Dataset excerpt -

-*-*-

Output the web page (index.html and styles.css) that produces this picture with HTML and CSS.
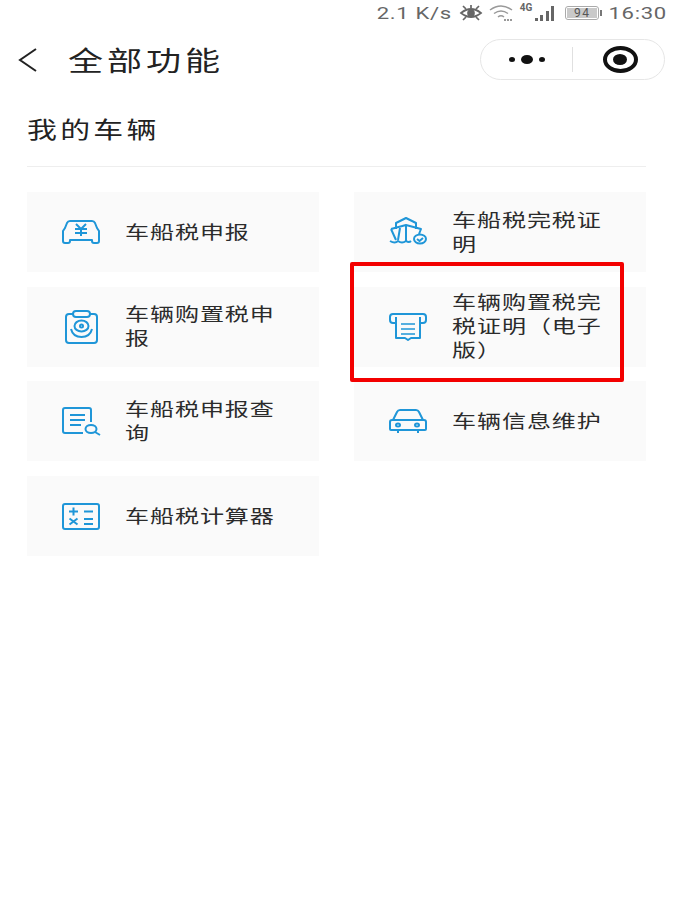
FILE: index.html
```html
<!DOCTYPE html>
<html lang="zh-CN">
<head>
    <meta charset="UTF-8">
    <title>全部功能</title>
    <link rel="stylesheet" href="styles.css">
</head>
<body>
    <div class="status-bar">
        <span class="speed">2.1 K/s</span>
        <svg class="st-eye" width="24" height="18" viewBox="0 0 24 18" fill="none" stroke="#666" stroke-width="1.7">
            <path d="M2 9q10-8 20 0q-10 8-20 0z"/>
            <circle cx="12" cy="9" r="3" fill="#666"/>
            <path d="M4 2l3 3M12 1v3M20 2l-3 3M4 16l3-3M20 16l-3-3"/>
        </svg>
        <svg class="st-wifi" width="26" height="18" viewBox="0 0 26 18" fill="none" stroke="#999" stroke-width="1.5">
            <path d="M1 6q11-8 22 0M5 9.500q7-5 14 0M9 13q3-2.500 6 0"/>
            <path d="M15 16h9" stroke-width="2" stroke-dasharray="2 1"/>
        </svg>
        <div class="signal">
            <span class="net">4G</span>
            <span class="bar b1"></span>
            <span class="bar b2"></span>
            <span class="bar b3"></span>
            <span class="bar b4"></span>
        </div>
        <div class="battery"><span class="level">94</span></div>
        <span class="batt-tip"></span>
        <span class="clock">16:30</span>
    </div>

    <div class="nav">
        <svg class="back" width="22" height="26" viewBox="0 0 22 26" fill="none" stroke="#222" stroke-width="2">
            <path d="M18 2L2 13l16 11"/>
        </svg>
        <h1>全部功能</h1>
        <div class="capsule">
            <div class="cap-half">
                <span class="dot"></span><span class="dot big"></span><span class="dot"></span>
            </div>
            <span class="cap-line"></span>
            <div class="cap-half">
                <span class="target"></span>
            </div>
        </div>
    </div>

    <div class="section">
        <h2><span class="section-title">我的车辆</span></h2>
        <div class="grid">
            <div class="card">
                <svg class="icon" width="40" height="26" viewBox="0 0 40 26" fill="none" stroke="#1f96d8" stroke-width="2" stroke-linejoin="round">
                    <path d="M9 2h22q2 0 3 2l2 5 2 3v10a2 2 0 0 1-2 2h-3a2 2 0 0 1-2-2v-1H9v1a2 2 0 0 1-2 2H4a2 2 0 0 1-2-2V12l2-3 2-5q1-2 3-2z"/>
                    <path d="M15 5l5 5 5-5M14 10h12M14 14h12M20 10v7"/>
                </svg>
                <span class="label">车船税申报</span>
            </div>
            <div class="card">
                <svg class="icon" width="40" height="32" viewBox="0 0 40 32" fill="none" stroke="#1f96d8" stroke-width="2" stroke-linejoin="round">
                    <path d="M8 13V7l10-5 10 5v6M18 10v15"/>
                    <path d="M3 13l15-4 15 4-2 5M3 13l5 11M12 12l-2 12"/>
                    <path d="M2 25q5 3 8 0q4 3 8 0q3 2 5 0"/>
                    <ellipse cx="32" cy="23" rx="6" ry="4.500"/>
                    <path d="M29 23l2.500 2 3.500-3"/>
                </svg>
                <span class="label">车船税完税证明</span>
            </div>
            <div class="card">
                <svg class="icon" width="40" height="34" viewBox="0 0 40 34" fill="none" stroke="#1f96d8" stroke-width="2" stroke-linejoin="round">
                    <rect x="5" y="4" width="31" height="29" rx="3"/>
                    <rect x="12" y="1" width="17" height="6" rx="3" fill="#fafafa"/>
                    <ellipse cx="20.500" cy="16" rx="7" ry="5.500"/>
                    <circle cx="20.500" cy="16" r="1.500"/>
                    <path d="M10 19q2 8 10.500 8T31 19"/>
                </svg>
                <span class="label">车辆购置税申报</span>
            </div>
            <div class="card">
                <svg class="icon" width="40" height="30" viewBox="0 0 40 30" fill="none" stroke="#1f96d8" stroke-width="2" stroke-linejoin="round">
                    <path d="M8 11H5a3 3 0 0 1-3-3V5a3 3 0 0 1 3-3h30a3 3 0 0 1 3 3v3a3 3 0 0 1-3 3h-3"/>
                    <path d="M8 5v21h9l3 2 3-2h9V5"/>
                    <path d="M13 12h14M13 17h14M13 22h14" stroke-width="1.600"/>
                </svg>
                <span class="label">车辆购置税完税证明（电子版）</span>
            </div>
            <div class="card">
                <svg class="icon" width="40" height="30" viewBox="0 0 40 30" fill="none" stroke="#1f96d8" stroke-width="2" stroke-linejoin="round">
                    <path d="M30 16V4a2 2 0 0 0-2-2H4a2 2 0 0 0-2 2v21a2 2 0 0 0 2 2h18"/>
                    <path d="M9 9h15M9 14h15M9 19h11"/>
                    <ellipse cx="30" cy="23" rx="5.500" ry="4"/>
                    <path d="M34 26l5 3"/>
                </svg>
                <span class="label">车船税申报查询</span>
            </div>
            <div class="card">
                <svg class="icon" width="40" height="26" viewBox="0 0 40 26" fill="none" stroke="#1f96d8" stroke-width="2" stroke-linejoin="round">
                    <path d="M12 2h16q2 0 3 2l4 8h1a2 2 0 0 1 2 2v7a1 1 0 0 1-1 1H3a1 1 0 0 1-1-1v-7a2 2 0 0 1 2-2h1l4-8q1-2 3-2z"/>
                    <path d="M5 12h30M10 22v3M30 22v3"/>
                    <ellipse cx="10" cy="17" rx="2" ry="1.500"/>
                    <ellipse cx="29" cy="17" rx="2" ry="1.500"/>
                </svg>
                <span class="label">车辆信息维护</span>
            </div>
            <div class="card">
                <svg class="icon" width="40" height="28" viewBox="0 0 40 28" fill="none" stroke="#1f96d8" stroke-width="2" stroke-linejoin="round">
                    <rect x="2" y="2" width="36" height="25" rx="2"/>
                    <path d="M8 9.500h9M12.500 5.500v8M23 9.500h9M8.500 16.500l8 6M16.500 16.500l-8 6M23 17h9M23 22h9"/>
                </svg>
                <span class="label">车船税计算器</span>
            </div>
        </div>
    </div>

    <div class="highlight"></div>
</body>
</html>
```

FILE: styles.css
```css
body {
    margin: 0;
    background: white;
    font-family: "Noto Sans CJK SC", "Liberation Sans", sans-serif;
    color: #222;
    position: relative;
    height: 907px;
    overflow: hidden;
}

/* the screenshot is stretched sideways, text gets scaleX to follow it */
.status-bar {
    height: 26px;
    display: flex;
    align-items: center;
    justify-content: flex-end;
    padding-right: 12px;
    color: #666;
    font-family: Roboto, sans-serif;
    font-size: 17px;
    letter-spacing: 0.500px;
}

.speed {
    margin-right: 7px;
    transform: scaleX(1.3);
    transform-origin: right;
}

.st-wifi {
    margin-left: 6px;
}

.signal {
    display: flex;
    align-items: flex-end;
    gap: 2.500px;
    height: 16px;
    margin-left: 5px;
    position: relative;
    padding-left: 15px;
}

.net {
    position: absolute;
    left: 0;
    top: -3px;
    font-size: 10px;
    letter-spacing: 0;
    font-weight: 700;
}

.bar {
    width: 3px;
    background: #666;
}

.b1 { height: 3px; }
.b2 { height: 6px; }
.b3 { height: 10px; }
.b4 { height: 15px; }

.battery {
    width: 34px;
    height: 14px;
    margin-left: 11px;
    border: 1px solid #aaa;
    border-radius: 3px;
    padding: 1px;
    box-sizing: border-box;
}

.level {
    display: block;
    height: 100%;
    background: #c9c9c9;
    font-size: 12px;
    line-height: 10px;
    text-align: center;
    color: #555;
    letter-spacing: 1.500px;
}

.batt-tip {
    width: 2px;
    height: 6px;
    margin-left: 1px;
    background: #777;
}

.clock {
    margin-left: 20px;
    transform: scaleX(1.3);
    transform-origin: right;
}

.nav {
    height: 41px;
    margin-top: 13px;
    display: flex;
    align-items: center;
    padding: 0 14px 0 18px;
}

.back {
    flex: none;
}

.nav h1 {
    margin: 0 0 0 28px;
    font-size: 27px;
    font-weight: 400;
    letter-spacing: 3px;
    flex: 1;
    color: #222;
    transform: scaleX(1.3);
    transform-origin: left;
}

.capsule {
    width: 185px;
    height: 41px;
    box-sizing: border-box;
    border: 1px solid #e6e6e6;
    border-radius: 21px;
    display: flex;
    align-items: center;
}

.cap-half {
    flex: 1;
    display: flex;
    align-items: center;
    justify-content: center;
    gap: 6px;
}

.cap-line {
    width: 1px;
    height: 25px;
    background: #e0e0e0;
}

.dot {
    width: 6px;
    height: 5px;
    border-radius: 50%;
    background: #111;
}

.dot.big {
    width: 12px;
    height: 9px;
}

.target {
    width: 35px;
    height: 27px;
    margin-left: 3px;
    box-sizing: border-box;
    border: 4px solid #111;
    border-radius: 50%;
    display: flex;
    align-items: center;
    justify-content: center;
}

.target::after {
    content: "";
    width: 14px;
    height: 11px;
    border-radius: 50%;
    background: #111;
}

.section {
    padding: 0 33px 0 27px;
}

.section h2 {
    margin: 0;
    padding: 34px 0 24px;
    font-size: 23px;
    line-height: 28px;
    font-weight: 400;
    border-bottom: 1px solid #eeeeee;
}

.section-title {
    display: inline-block;
    letter-spacing: 2.500px;
    transform: scaleX(1.3);
    transform-origin: left;
}

.grid {
    margin-top: 25px;
    display: grid;
    grid-template-columns: 292px 292px;
    column-gap: 35px;
    row-gap: 14.700px;
}

.card {
    height: 80px;
    background: #fafafa;
    display: flex;
    align-items: center;
}

.icon {
    flex: none;
    margin-left: 34px;
    margin-right: 24px;
}

.label {
    font-size: 18.500px;
    line-height: 24px;
    letter-spacing: 0.700px;
    color: #2b2b2b;
    width: 120px;
    padding-bottom: 3px;
    transform: scaleX(1.3);
    transform-origin: left;
}

.highlight {
    position: absolute;
    left: 350px;
    top: 262px;
    width: 274px;
    height: 120px;
    box-sizing: border-box;
    border: 4px solid #f30000;
    border-radius: 2px;
}
```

-*-*-

Task brief -
Tell how many lines in the material above include the word "index", giving the number only.

Output for this task -
2